In the past, these landing flight patterns were varied so that the noise could be distributed over more area, thus relieving noise stress on our path for a time. This can be a very gradual change, by adjusting the angle of approach slightly, which offsets the landing flight path out of noise range for us and others. After talking with a Metropolitan Airports Commission noise-mitigation spokesperson, I was told that the constant unbreakable pattern was dictated by a controller sending a signal to landing aircraft and the increased frequency of flights demanded that this be unchanged. I mentioned that this was not true in years before.

Because those in line with the runways are the "losers," others become the winners. We would hope that when consideration is given to noise mitigation, that arrival flight pattern variations would be considered. The constant noise greatly affects our quality of life.

Daryl and Kathryn Hansen, Minneapolis

• • •

A Sept. 2 letter writer called for scientific studies showing the impact of airport noise on health. Such studies were conducted in the 1990s, by scientists at Cornell University and at the University of California, Irvine.

The studies measured the effect of airport noise on elementary-school-aged children living near the airports in Munich, Germany, and Los Angeles.

The studies concluded that chronic exposure to noise elevated stress hormones and blood pressure; also, that noise affected reading, problem-solving and comprehension of difficult materials.

When the Munich airport closed, the children recovered their deficiencies in memory and reading two years later.

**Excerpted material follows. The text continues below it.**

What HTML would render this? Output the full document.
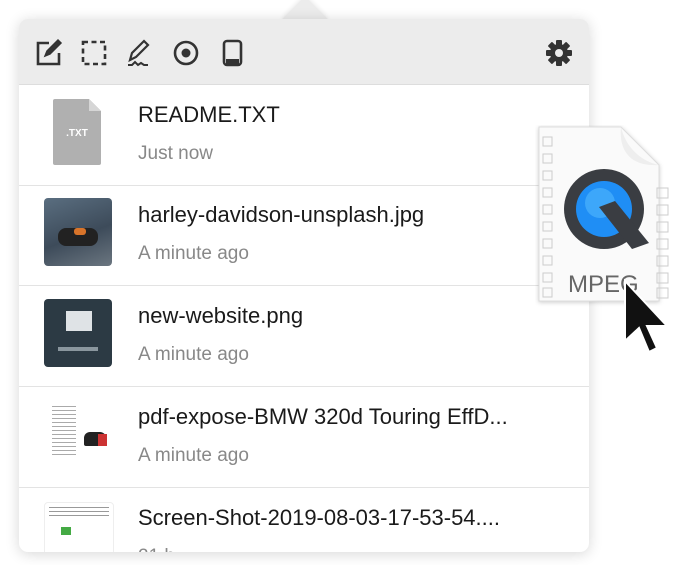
<!DOCTYPE html>
<html><head><meta charset="utf-8"><style>
body{margin:0;width:700px;height:565px;background:#fff;position:relative;overflow:hidden;font-family:"Liberation Sans",sans-serif}
.panel{position:absolute;left:19px;top:19px;width:570px;height:533px;border-radius:9px;background:#fff;box-shadow:0 2px 14px rgba(0,0,0,.16);overflow:hidden}
.arrow{position:absolute;left:289px;top:3px;width:32px;height:32px;background:#ececec;transform:rotate(45deg);box-shadow:0 0 6px rgba(0,0,0,.12)}
.tb{position:absolute;left:0;top:0;width:570px;height:65px;background:#ececec;border-bottom:1px solid #ddd}
.row{position:absolute;left:0;width:570px;height:100px;border-bottom:1px solid #e3e3e3}
.t{position:absolute;left:119px;top:17px;font-size:22px;color:#1a1a1a;white-space:nowrap}
.s{position:absolute;left:119px;top:58px;font-size:19px;color:#888}
.th{position:absolute;left:25px;top:13px;width:68px;height:68px;border-radius:4px}
</style></head><body>
<div class="arrow"></div>
<div class="panel">
<div class="tb">
<svg width="570" height="65" style="position:absolute;left:0;top:0" fill="none" stroke="#333" stroke-width="2.6">
<path d="M30 24h-11v21h21v-11"/><path d="M26 37l2-5 11-11 3 3-11 11z" fill="#333" stroke-width="1.5"/>
<rect x="64" y="23" width="22" height="22" stroke-dasharray="5 3.5"/>
<path d="M111 41l2-7 12-12 4 4-12 12z" stroke-width="2.2"/><path d="M109 46h4l3-3 3 3 3-2 3 2h4" stroke-width="2"/>
<circle cx="167" cy="34" r="11"/><circle cx="167" cy="34" r="4.5" fill="#333" stroke="none"/>
<rect x="205" y="22" width="17" height="24" rx="3"/><rect x="207" y="40" width="13" height="5" fill="#333" stroke="none"/>
<g fill="#333" stroke="none" transform="translate(540 34)">
<circle r="9"/>
<rect x="-3" y="-13" width="6" height="26" rx="1"/>
<rect x="-3" y="-13" width="6" height="26" rx="1" transform="rotate(45)"/>
<rect x="-3" y="-13" width="6" height="26" rx="1" transform="rotate(90)"/>
<rect x="-3" y="-13" width="6" height="26" rx="1" transform="rotate(135)"/>
<circle r="4" fill="#ececec"/>
</g>
</svg>
</div>
<div class="row" style="top:66px">
<svg class="th" viewBox="0 0 68 68" style="border-radius:0"><path d="M11 1h34l12 12v52a2 2 0 0 1-2 2H11a2 2 0 0 1-2-2V3a2 2 0 0 1 2-2z" fill="#b0b0b0"/><path d="M45 1v12h12z" fill="#d6d6d6"/><text x="33" y="38" font-size="10" font-weight="bold" fill="#fff" text-anchor="middle" font-family="Liberation Sans">.TXT</text></svg>
<div class="t">README.TXT</div><div class="s">Just now</div></div>
<div class="row" style="top:166px">
<div class="th" style="background:linear-gradient(160deg,#5a6e80,#3d4b5a 55%,#6b7680)"><div style="position:absolute;left:14px;top:30px;width:40px;height:18px;background:#222;border-radius:8px"></div><div style="position:absolute;left:30px;top:30px;width:12px;height:7px;background:#d8742a;border-radius:3px"></div></div>
<div class="t">harley-davidson-unsplash.jpg</div><div class="s">A minute ago</div></div>
<div class="row" style="top:267px">
<div class="th" style="background:#2c3a44"><div style="position:absolute;left:22px;top:12px;width:26px;height:20px;background:#dfe3e6"></div><div style="position:absolute;left:14px;top:48px;width:40px;height:4px;background:#8a969e"></div></div>
<div class="t">new-website.png</div><div class="s">A minute ago</div></div>
<div class="row" style="top:368px">
<div class="th" style="background:#fff"><div style="position:absolute;left:8px;top:6px;width:24px;height:50px;background:repeating-linear-gradient(#aaa 0 1px,#fff 1px 4px)"></div><div style="position:absolute;left:40px;top:32px;width:22px;height:14px;background:#222;border-radius:6px 6px 2px 2px"></div><div style="position:absolute;left:54px;top:34px;width:9px;height:12px;background:#c33"></div></div>
<div class="t">pdf-expose-BMW 320d Touring EffD...</div><div class="s">A minute ago</div></div>
<div class="row" style="top:469px;border:0">
<div class="th" style="background:#fff;top:14px;border:1px solid #eee"><div style="position:absolute;left:4px;top:4px;width:60px;height:10px;background:repeating-linear-gradient(#999 0 1px,#fff 1px 4px)"></div><div style="position:absolute;left:16px;top:24px;width:10px;height:8px;background:#4a4"></div></div>
<div class="t">Screen-Shot-2019-08-03-17-53-54....</div><div class="s">21 h</div></div>
</div>
<svg width="140" height="230" style="position:absolute;left:535px;top:125px">
<path d="M4 2h82l38 38v136H4z" fill="#fafafa" stroke="#ddd" filter="drop-shadow(0 1px 2px rgba(0,0,0,.2))"/>
<path d="M86 2c-2 20 6 40 38 38c-20-4-34-20-38-38z" fill="#eee"/>
<g fill="none" stroke="#ccc"><rect x="8" y="12" width="9" height="9"/><rect x="8" y="29" width="9" height="9"/><rect x="8" y="46" width="9" height="9"/><rect x="8" y="63" width="9" height="9"/><rect x="8" y="80" width="9" height="9"/><rect x="8" y="97" width="9" height="9"/><rect x="8" y="114" width="9" height="9"/><rect x="8" y="131" width="9" height="9"/><rect x="8" y="148" width="9" height="9"/><rect x="8" y="163" width="9" height="9"/>
<rect x="122" y="63" width="11" height="10"/><rect x="122" y="80" width="11" height="10"/><rect x="122" y="97" width="11" height="10"/><rect x="122" y="114" width="11" height="10"/><rect x="122" y="131" width="11" height="10"/><rect x="122" y="148" width="11" height="10"/><rect x="122" y="163" width="11" height="10"/></g>
<circle cx="69" cy="84" r="40" fill="#3a3d42"/><circle cx="69" cy="84" r="28" fill="#1f8ef5"/><circle cx="65" cy="78" r="15" fill="#5cc0ff" opacity=".5"/>
<path d="M64 82l16-6 34 42-17 6z" fill="#3a3d42"/>
<text x="33" y="167" font-size="24" fill="#666" font-family="Liberation Sans">MPEG</text>
<path d="M90 156v60l14-13 10 24 8-4-10-22h20z" fill="#111" stroke="#fff" stroke-width="2"/>
</svg>
</body></html>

Children living near the new airport, however, were developing cognitive problems.

These studies added ammunition to the citizens of Orange County, Calif., when they voted on a ballot initiative that defeated the proposal to convert the Marine Air Station at El Toro into a busy international airport.

Hanna Hill, Plymouth
HILLARY CLINTON

Introducing my reports on her scandalous behavior

I am planning to write two books about Hillary Clinton. The first will be titled "The Scandals of Hillary Clinton." It will cover the continuous news media frenzy of the five-year Whitewater investigation, the death of Vince Foster, her e-mail server, the 2½-year investigation of Benghazi and dozens of other Hillary "scandals." It will be an exhaustive study of the rumors, questions, innuendo, gossip, lies, half-truths, outrages and distortions of Hillary Clinton's service to America. The book will be 400,000 pages long and could be consumed by a fast reader in 55 years.

The second book will be titled "Evidence of Hillary Clinton Wrongdoing." It will contain all of the proof, evidence, facts and documentation that have been accumulated to establish the guilt of Hillary Clinton. The book will contain a hard cover, a single page and a back cover. The single page will simply state: "In America, a person is innocent until proven guilty."

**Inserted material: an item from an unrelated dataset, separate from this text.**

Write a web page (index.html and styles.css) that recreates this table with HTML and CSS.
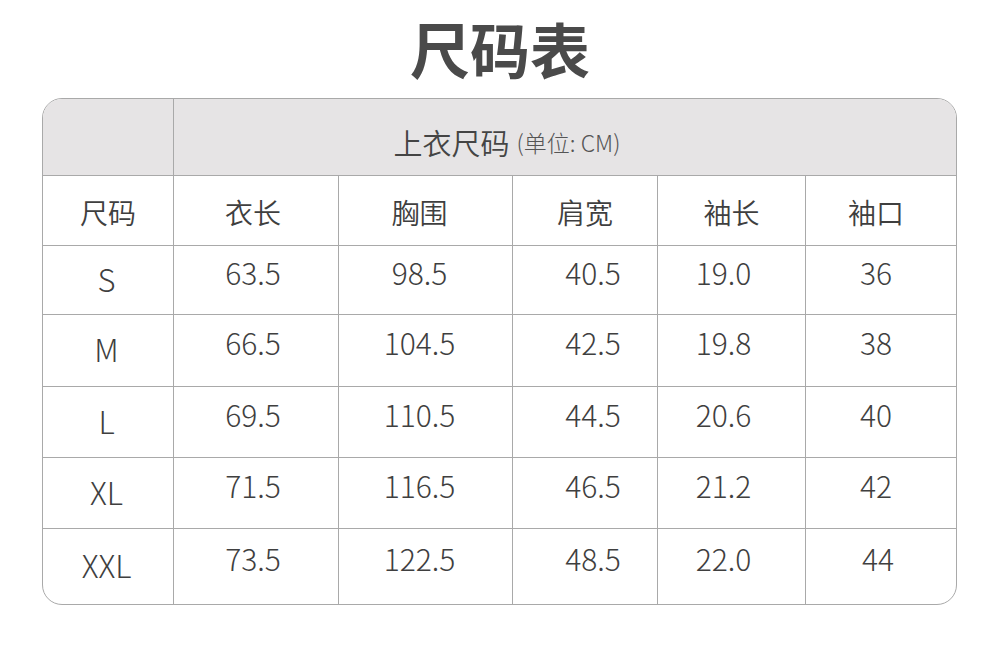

This book will take but a moment to read, but it should be all that an honest person needs to know in this great country of ours.

Tom Hammond, Woodbury
SYRIAN REFUGEES

They should stay and fight

Why are thousands of able-bodied Syrian men applying for asylum in Europe, instead of staying in Syria and fighting the tyrants and terrorists that are making their country unlivable? The West has liberty and some prosperity because generations of its citizens have been willing to lay down their lives to win and defend their freedom. Yet, Syrians would be happy to have Americans lose their lives marching into Syria to save them. Any Syrian men between 18 and 30 showing up in Europe for asylum should be given military training and guns and be sent back to fight with the Free Syrian Army. Give the women, children and old men temporary asylum under the agreement that if the young men go AWOL, their families will be sent back, too. If they die, their families get permanent citizenship. Liberty requires sacrifice.